Researchers expect those applications to expand quickly.

"World models will transition from pure video prediction to models capable of generating abstractions. We should expect these models to be deployed at scale in robotics, automation of science and human-computer interaction," Tarifi said. "I also think they will revolutionize medicine."

Landau agrees medicine is "a very plausible use case." He points to the potential in drug discovery and understanding how different conditions interact inside the human body, offering a more holistic way to explore treatments before real-world testing.

World models could also shape creative and educational tools. Instead of generating a single image or video, an AI system could generate an environment that responds as a person explores it, allowing designers to walk through prototypes or students to interact with complex systems rather than read about them.

Risks and limitations

Simulating reality is difficult. Small errors in how a model understands physics or cause and effect can grow over time.

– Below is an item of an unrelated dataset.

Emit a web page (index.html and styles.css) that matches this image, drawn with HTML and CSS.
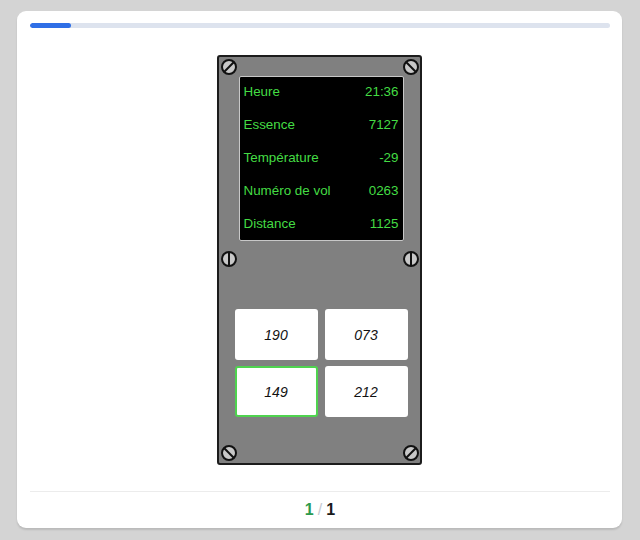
FILE: index.html
```html
<!DOCTYPE html>
<html lang="fr">
<head>
  <meta charset="UTF-8">
  <meta name="viewport" content="width=device-width, initial-scale=1.0">
  <title>Tableau de bord</title>
  <link rel="stylesheet" href="styles.css">
</head>
<body>
  <div class="card">
    <div class="progress"><div class="progress-fill"></div></div>

    <div class="stage">
      <div class="panel">
        <span class="screw tl slash"></span>
        <span class="screw tr back"></span>
        <span class="screw ml vert"></span>
        <span class="screw mr vert"></span>
        <span class="screw bl back"></span>
        <span class="screw br slash"></span>

        <div class="screen">
          <div class="rows">
            <div class="row"><span>Heure</span><span>21:36</span></div>
            <div class="row"><span>Essence</span><span>7127</span></div>
            <div class="row"><span>Température</span><span>-29</span></div>
            <div class="row"><span>Numéro de vol</span><span>0263</span></div>
            <div class="row"><span>Distance</span><span>1125</span></div>
          </div>
        </div>

        <div class="choices">
          <button class="choice">190</button>
          <button class="choice">073</button>
          <button class="choice selected">149</button>
          <button class="choice">212</button>
        </div>
      </div>
    </div>

    <div class="footer">
      <span class="current">1</span> <span class="sep">/</span> <span class="total">1</span>
    </div>
  </div>
</body>
</html>
```

FILE: styles.css
```css
body {
  margin: 0;
  padding: 11px 18px 12px 17px;
  background: #d4d4d4;
  font-family: "Liberation Sans", Arial, sans-serif;
}
.card {
  background: white;
  border-radius: 9px;
  height: 517px;
  padding: 12px 12px 0 13px;
  box-sizing: border-box;
  box-shadow: 0 2px 2px rgba(0,0,0,0.12);
  display: flex;
  flex-direction: column;
}
.progress {
  height: 5px;
  background: #dde3ee;
  border-radius: 3px;
  overflow: hidden;
}
.progress-fill {
  width: 41px;
  height: 100%;
  background: #2f6fe6;
  border-radius: 3px;
}
.stage {
  flex: 1;
  display: flex;
  justify-content: center;
  padding-top: 27px;
}
.panel {
  position: relative;
  width: 205px;
  height: 410px;
  margin-right: 2px;
  box-sizing: border-box;
  background: #808080;
  border: 2px solid #1c1c1c;
  border-radius: 3px;
  padding: 19px 0 0 20px;
}
.screen {
  width: 165px;
  height: 165px;
  box-sizing: border-box;
  background: black;
  border: 1px solid #c8c8c8;
  border-radius: 2px;
  padding: 0 4px;
  color: #44dc44;
  font-size: 13.4px;
}
.rows {
  margin-top: -2px;
}
.row {
  height: 33px;
  display: flex;
  align-items: center;
  justify-content: space-between;
}
.choices {
  margin: 68px 0 0 -4px;
  display: grid;
  grid-template-columns: 83px 83px;
  gap: 6px 7px;
}
.choice {
  height: 51px;
  background: white;
  border: 2px solid white;
  border-radius: 3px;
  font-family: "Liberation Sans", Arial, sans-serif;
  font-size: 14px;
  font-style: italic;
  color: #111;
  padding: 0;
}
.choice.selected {
  border-color: #4fd34f;
}
.screw {
  position: absolute;
  width: 16px;
  height: 16px;
  box-sizing: border-box;
  border: 2px solid #111;
  border-radius: 50%;
  background: #c8c8c8;
}
.screw::after {
  content: "";
  position: absolute;
  left: 5px;
  top: -1px;
  width: 2px;
  height: 14px;
  background: #111;
}
.screw.slash::after { transform: rotate(45deg); }
.screw.back::after { transform: rotate(-45deg); }
.tl { left: 2px; top: 2px; }
.tr { right: 1px; top: 2px; }
.ml { left: 2px; top: 194px; }
.mr { right: 1px; top: 194px; }
.bl { left: 2px; bottom: 2px; }
.br { right: 1px; bottom: 2px; }
.footer {
  border-top: 1px solid #ececec;
  margin-top: 1px;
  height: 36px;
  display: flex;
  align-items: center;
  justify-content: center;
  gap: 4px;
  font-size: 16px;
  font-weight: bold;
  color: #1a1a1a;
}
.footer .current { color: #2c9a4e; }
.footer .sep { color: #c5c9d2; font-weight: normal; }
```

Landau said that compute is a major constraint. Today's world models are highly GPU-intensive and challenging to deploy in real-time systems, such as those used in robots or autonomous vehicles. He also points to data as another bottleneck. World models rely on trajectory-based and sensor-rich data, which is far harder to collect than the text used to train language models. If simulated data fails to accurately reflect the real world, models can learn incorrect physics or causal relationships.

Tarifi points out the risks that are not just technical. He warns about unchecked incentives, adversarial misuse of autonomous agents as weapons and the need to safeguard human agency, especially as society prepares for what he describes as "a transition to an economy without labor as an economic lifesource for the majority of the population."

AI in the spotlight

The growing focus on AI is why Time named AI architects as its 2025 Person of the Year. It reflects how central AI innovation has become across industries and society. As Nvidia CEO Jensen Huang told Time, "This is the single most impactful technology of our time."

World models are a move away from AI that only responds and toward AI that reasons, plans and anticipates. The technology is still in development, but it points to where advanced AI research is headed.